Longtime catcher Tyler Flowers announced his retirement just 10 days after signing a minor league contract with the Atlanta Braves.

The 35-year-old Flowers injured his back again last weekend and decided it was time to call it a career. He played his first seven seasons with the Chicago White Sox and his last five with the Braves.

But the last few seasons were painful due to two degenerative discs in Flowers' back. He injured a third disc last weekend.

"I have another disc now that's even worse than the other two," Flowers told mlb.com. "Basically, it was going to take months of rehab and training to hopefully compensate for that issue that I have in my spine now from catching. For me, it just wasn't worthwhile."
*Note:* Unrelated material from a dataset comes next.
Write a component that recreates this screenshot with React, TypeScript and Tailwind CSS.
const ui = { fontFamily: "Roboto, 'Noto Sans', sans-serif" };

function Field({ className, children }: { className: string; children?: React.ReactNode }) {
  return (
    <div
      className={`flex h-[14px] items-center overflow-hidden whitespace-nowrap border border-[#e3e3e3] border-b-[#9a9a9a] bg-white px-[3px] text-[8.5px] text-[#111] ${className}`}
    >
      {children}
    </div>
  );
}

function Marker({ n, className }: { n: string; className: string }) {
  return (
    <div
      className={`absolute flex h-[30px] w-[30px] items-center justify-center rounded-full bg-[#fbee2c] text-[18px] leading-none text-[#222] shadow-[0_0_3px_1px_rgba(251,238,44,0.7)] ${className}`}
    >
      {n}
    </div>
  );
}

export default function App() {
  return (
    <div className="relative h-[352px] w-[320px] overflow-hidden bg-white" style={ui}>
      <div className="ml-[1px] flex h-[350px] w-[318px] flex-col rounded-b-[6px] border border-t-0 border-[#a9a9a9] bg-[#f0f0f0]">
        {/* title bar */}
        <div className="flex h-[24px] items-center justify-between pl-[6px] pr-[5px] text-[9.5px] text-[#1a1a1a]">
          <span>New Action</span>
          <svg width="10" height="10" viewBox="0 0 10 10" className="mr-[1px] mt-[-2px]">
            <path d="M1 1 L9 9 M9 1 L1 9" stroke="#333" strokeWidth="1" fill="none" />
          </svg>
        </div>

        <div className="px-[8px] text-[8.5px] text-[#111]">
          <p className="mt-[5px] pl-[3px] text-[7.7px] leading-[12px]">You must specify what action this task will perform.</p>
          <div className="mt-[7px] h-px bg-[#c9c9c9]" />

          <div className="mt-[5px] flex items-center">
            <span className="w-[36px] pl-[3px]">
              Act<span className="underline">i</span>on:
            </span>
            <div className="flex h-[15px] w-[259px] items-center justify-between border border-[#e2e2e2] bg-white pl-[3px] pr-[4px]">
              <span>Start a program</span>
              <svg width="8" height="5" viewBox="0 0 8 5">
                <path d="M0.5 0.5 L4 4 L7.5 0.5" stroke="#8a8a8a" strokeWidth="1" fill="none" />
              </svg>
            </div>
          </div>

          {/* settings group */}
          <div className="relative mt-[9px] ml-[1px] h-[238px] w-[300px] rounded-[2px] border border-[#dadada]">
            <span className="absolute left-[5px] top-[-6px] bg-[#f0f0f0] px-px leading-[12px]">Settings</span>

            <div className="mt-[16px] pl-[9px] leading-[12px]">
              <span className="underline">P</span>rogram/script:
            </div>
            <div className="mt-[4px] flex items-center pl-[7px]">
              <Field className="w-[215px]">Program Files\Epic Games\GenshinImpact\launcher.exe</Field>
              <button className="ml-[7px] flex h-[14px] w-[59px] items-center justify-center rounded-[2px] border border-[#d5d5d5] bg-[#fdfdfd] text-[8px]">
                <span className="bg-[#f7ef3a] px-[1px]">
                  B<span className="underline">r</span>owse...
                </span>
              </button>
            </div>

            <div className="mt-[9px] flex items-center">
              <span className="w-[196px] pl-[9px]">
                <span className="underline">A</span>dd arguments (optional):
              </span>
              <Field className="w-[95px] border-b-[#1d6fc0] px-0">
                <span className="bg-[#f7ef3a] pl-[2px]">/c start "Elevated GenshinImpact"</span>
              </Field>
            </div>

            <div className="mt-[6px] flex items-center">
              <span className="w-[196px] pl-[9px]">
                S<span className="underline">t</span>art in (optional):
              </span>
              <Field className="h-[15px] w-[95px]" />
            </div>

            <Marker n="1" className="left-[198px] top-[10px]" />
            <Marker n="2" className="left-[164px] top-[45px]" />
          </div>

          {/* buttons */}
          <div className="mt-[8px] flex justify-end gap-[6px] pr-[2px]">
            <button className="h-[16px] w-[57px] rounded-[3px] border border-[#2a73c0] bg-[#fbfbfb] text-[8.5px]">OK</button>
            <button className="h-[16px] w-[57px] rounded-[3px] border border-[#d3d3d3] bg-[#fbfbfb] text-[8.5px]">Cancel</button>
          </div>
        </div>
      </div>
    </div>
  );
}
Flowers batted .237 with 86 homers and 301 RBIs in 802 major league games.

He established career highs of 15 homers and 50 RBIs in 2014 for the White Sox. Last season, he batted .217 with one homer and five RBIs in 22 games for the Braves.

"You don't appreciate guys like that enough until you don't have him," Braves manager Brian Snitker said. "I just think the presence that he had in the clubhouse, the stability that he added, the professionalism. He had a really, really strong, good career.

"He's just a wonderful person, carried himself as a pro all the time. It's a really good career -- a really good career. Hopefully he stays around and helps us out."

Flowers said he never envisioned lasting in the majors as long as he did.

"Honestly, it was beyond my dreams to play in the big leagues for 10 years," Flowers said. "I always just wanted to make it to the first arbitration just to say I made it long enough in this game to get paid, which is more than a majority of people in this game can say. I never imagined to make it this far."